Le reste de la distribution amène à moins d’éloges. En épouse amoureuse et sympathique du poète, Cristina Gallardo-Domas convainc assurément en scène, mais ne peut plus guère masquer l’usure de moyens qui en faisaient il y a treize ans une Giuletta bellinienne de rêve à Bastille. Dans le rôle de Beatrice Russo, Amanda Squitieri s’impose elle aussi avant tout par sa prestation scénique, spontanée et bien sentie, ainsi que par l’émotion réelle qu’elle sait communiquer en révélant la mort de Mario. Laurent Alvaro, qui nous a laissé en scène quelques souvenirs marquants (dont un superbe Donner en ce même Châtelet), se retrouve ici bien malgré lui privé de notes et de mots dans son rôle étroit, caricatural et ingrat de politicien véreux, alors que Victor Torres confère en quelques maigres scènes beaucoup d’humanité et de chaleur à son Giorgio.

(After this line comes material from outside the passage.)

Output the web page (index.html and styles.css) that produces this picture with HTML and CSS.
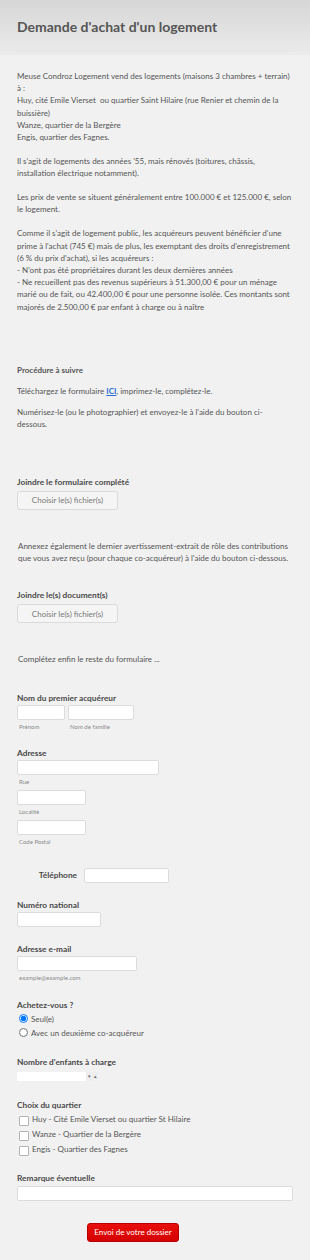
FILE: index.html
```html
<!DOCTYPE html>
<html lang="fr">
<head>
    <meta charset="UTF-8">
    <meta name="viewport" content="width=device-width, initial-scale=1.0">
    <title>Demande d'achat d'un logement</title>
    <link rel="stylesheet" href="styles.css">
</head>
<body>
    <div class="form-header">
        <h1>Demande d'achat d'un logement</h1>
    </div>

    <div class="form-body">
        <div class="text-block">
            <p>Meuse Condroz Logement vend des logements (maisons 3 chambres + terrain) à :<br>
            Huy, cité Emile Vierset&nbsp; ou quartier Saint Hilaire (rue Renier et chemin de la buissière)<br>
            Wanze, quartier de la Bergère<br>
            Engis, quartier des Fagnes.</p>
            <p>Il s'agit de logements des années '55, mais rénovés (toitures, châssis, installation électrique notamment).</p>
            <p>Les prix de vente se situent généralement entre 100.000 € et 125.000 €, selon le logement.</p>
            <p>Comme il s'agit de logement public, les acquéreurs peuvent bénéficier d'une prime à l'achat (745 €) mais de plus, les exemptant des droits d'enregistrement (6 % du prix d'achat), si les acquéreurs :<br>
            - N'ont pas été propriétaires durant les deux dernières années<br>
            - Ne recueillent pas des revenus supérieurs à 51.300,00 € pour un ménage marié ou de fait, ou 42.400,00 € pour une personne isolée. Ces montants sont majorés de 2.500,00 € par enfant à charge ou à naître</p>
        </div>

        <div class="text-block procedure">
            <p class="strong">Procédure à suivre</p>
            <p>Téléchargez le formulaire <a href="#">ICI</a>, imprimez-le, complétez-le.</p>
            <p>Numérisez-le (ou le photographier) et envoyez-le à l'aide du bouton ci-dessous.</p>
        </div>

        <div class="field upload">
            <label class="field-label">Joindre le formulaire complété</label>
            <button class="file-btn" type="button">Choisir le(s) fichier(s)</button>
        </div>

        <div class="text-block note">
            <p>Annexez également le dernier avertissement-extrait de rôle des contributions que vous avez reçu (pour chaque co-acquéreur) à l'aide du bouton ci-dessous.</p>
        </div>

        <div class="field upload upload-2">
            <label class="field-label">Joindre le(s) document(s)</label>
            <button class="file-btn" type="button">Choisir le(s) fichier(s)</button>
        </div>

        <div class="text-block note finish">
            <p>Complétez enfin le reste du formulaire ...</p>
        </div>

        <div class="field name-field">
            <label class="field-label">Nom du premier acquéreur</label>
            <div class="name-row">
                <div class="sub-field">
                    <input type="text" class="input w-first">
                    <span class="sub-label">Prénom</span>
                </div>
                <div class="sub-field">
                    <input type="text" class="input w-last">
                    <span class="sub-label">Nom de famille</span>
                </div>
            </div>
        </div>

        <div class="field address">
            <label class="field-label">Adresse</label>
            <div class="sub-field">
                <input type="text" class="input w-street">
                <span class="sub-label">Rue</span>
            </div>
            <div class="sub-field">
                <input type="text" class="input w-city">
                <span class="sub-label">Localité</span>
            </div>
            <div class="sub-field">
                <input type="text" class="input w-city">
                <span class="sub-label">Code Postal</span>
            </div>
        </div>

        <div class="field phone">
            <label class="field-label side">Téléphone</label>
            <input type="text" class="input w-phone">
        </div>

        <div class="field national">
            <label class="field-label">Numéro national</label>
            <input type="text" class="input w-national">
        </div>

        <div class="field email">
            <label class="field-label">Adresse e-mail</label>
            <div class="sub-field">
                <input type="text" class="input w-mail">
                <span class="sub-label">example@example.com</span>
            </div>
        </div>

        <div class="field radios">
            <label class="field-label">Achetez-vous ?</label>
            <label class="choice"><input type="radio" name="achat" checked> Seul(e)</label>
            <label class="choice"><input type="radio" name="achat"> Avec un deuxième co-acquéreur</label>
        </div>

        <div class="field count">
            <label class="field-label">Nombre d'enfants à charge</label>
            <div class="spinner">
                <span class="spinner-value"></span>
                <span class="spinner-arrows"><span>▾</span><span>▴</span></span>
            </div>
        </div>

        <div class="field checks">
            <label class="field-label">Choix du quartier</label>
            <label class="choice check"><input type="checkbox"> Huy - Cité Emile Vierset ou quartier St Hilaire</label>
            <label class="choice check"><input type="checkbox"> Wanze - Quartier de la Bergère</label>
            <label class="choice check"><input type="checkbox"> Engis - Quartier des Fagnes</label>
        </div>

        <div class="field">
            <label class="field-label">Remarque éventuelle</label>
            <input type="text" class="input w-full">
        </div>

        <div class="submit-row">
            <button class="submit-btn" type="submit">Envoi de votre dossier</button>
        </div>
    </div>
</body>
</html>
```

FILE: styles.css
```css
:root {
    --text: #555555;
    --label: #4a4a4a;
    --muted: #8a8a8a;
    --border: #dcdcdc;
    --background: #f1f1f1;
}

body {
    font-family: Lato, 'Open Sans', sans-serif;
    font-size: 8px;
    line-height: 12.2px;
    color: var(--text);
    background: var(--background);
    margin: 0;
    min-height: 1260px;
}

.form-header {
    background: linear-gradient(#d6d6d6, #f1f1f1 70px);
    padding: 15px 17px 0;
    height: 55px;
    box-sizing: border-box;
}

.form-header h1 {
    margin: 0;
    font-size: 14px;
    line-height: 24px;
    font-weight: 700;
    color: #555;
    padding-bottom: 11px;
    border-bottom: 1px solid #e4e4e4;
}

.form-body {
    padding: 15px 17px 20px 17px;
}

.text-block p {
    margin: 0 0 11.8px;
}

.text-block.procedure {
    margin-top: 51px;
    max-width: 250px;
}

.text-block .strong {
    font-weight: 700;
    margin-bottom: 9px;
}

.text-block.procedure p:nth-child(2) {
    margin-bottom: 9px;
}

.text-block a {
    color: #2b6bd6;
    font-weight: 700;
    text-decoration: underline;
}

.field {
    margin-bottom: 14px;
}

.field-label {
    display: block;
    font-size: 8.3px;
    font-weight: 700;
    color: var(--label);
    margin-bottom: 1px;
}

.upload {
    margin-top: 45px;
}

.upload .field-label {
    margin-bottom: 3px;
}

.upload-2 {
    margin-top: 25px;
}

.file-btn {
    display: block;
    width: 101px;
    height: 19px;
    padding: 0;
    font-family: inherit;
    font-size: 8px;
    color: #777;
    background: #f5f5f5;
    border: 1px solid #dadada;
    border-radius: 3px;
}

.note {
    margin-top: 30px;
    padding-left: 1px;
}

.finish {
    margin-top: 30px;
}

.name-field {
    margin-top: 26px;
    margin-bottom: 12px;
}

.name-row {
    display: flex;
    gap: 3px;
}

.sub-field {
    display: flex;
    flex-direction: column;
    margin-bottom: 3px;
}

.sub-label {
    font-size: 6px;
    line-height: 11px;
    padding-top: 1px;
    color: var(--muted);
    padding-left: 2px;
}

.input {
    height: 15px;
    box-sizing: border-box;
    margin: 0;
    background: #fff;
    border: 1px solid var(--border);
    border-radius: 2px;
}

.w-first { width: 48px; }
.w-last { width: 66px; }
.w-street { width: 142px; }
.w-city { width: 69px; }
.w-phone { width: 85px; }
.w-national { width: 84px; }
.w-mail { width: 120px; }
.w-full { width: 100%; }

.phone {
    display: flex;
    align-items: center;
    gap: 7px;
    margin-top: 21px;
    margin-bottom: 15.5px;
}

.field-label.side {
    width: 60px;
    text-align: right;
    margin: 0;
}

.national {
    margin-bottom: 16px;
}

.email {
    margin-bottom: 15.5px;
}

.radios {
    margin-bottom: 16px;
}

.count {
    margin-bottom: 18px;
}

.checks {
    margin-bottom: 15px;
}

.choice {
    display: flex;
    align-items: center;
    gap: 3px;
    line-height: 14px;
    padding-left: 2px;
}

.choice input {
    width: 9px;
    height: 9px;
    margin: 0;
}

.choice.check {
    line-height: 15px;
}

.choice.check input {
    appearance: none;
    width: 10px;
    height: 10px;
    margin-top: 2px;
    background: #fff;
    border: 1px solid #b3b3b3;
    border-radius: 1px;
}

.spinner {
    display: flex;
    width: 81px;
    height: 9px;
    margin-top: 4px;
    background: #fff;
}

.spinner-value {
    flex: 1;
}

.spinner-arrows {
    display: flex;
    background: #eee;
    font-size: 5px;
    line-height: 9px;
    color: #666;
}

.spinner-arrows span {
    width: 6px;
    text-align: center;
}

.submit-row {
    padding: 8px 0 0 70px;
}

.submit-btn {
    width: 92px;
    height: 19px;
    padding: 0;
    font-family: inherit;
    font-size: 8px;
    color: #fff;
    background: linear-gradient(#e8100e, #d40000);
    border: 1px solid #b80000;
    border-radius: 3px;
}
```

Enfin, Patricia Fernandez (Donna Rosa), Pepe Fernandez (le père de Mario) et David Robinson (le prêtre) jouent et chantent leurs seconds rôles avec pertinence mais sans présence vocale ou scénique particulièrement marquante.

Reste alors le rideau baissé le sentiment d’une soirée agréable avant tout marquée par la présence toujours fascinante de Placido Domingo, par la qualité de la réplique qu’a su lui assurer l’excellent Charles Castronovo, ainsi que par les réminiscences du beau film de Michael Radford. Pour ce qui est d’Il Postino lui-même j’en restera justement au souvenir du film. Et pour Placido Domingo au sentiment que ses vrais adieux à Paris se sont bien plus tenus lors de ses précédents Cyrano que pour ce Pablo Neruda. Sans oublier pour autant que le bonheur d’une soirée à l’opéra ne se mesure pas nécessairement à l’aune de sa pure qualité artistique, et que celle-ci fut justement fort agréable et plaisante. Il est des êtres dont la seule présence suffit à parer la vie de mille couleurs. Et Placido Domingo en fait assurément partie.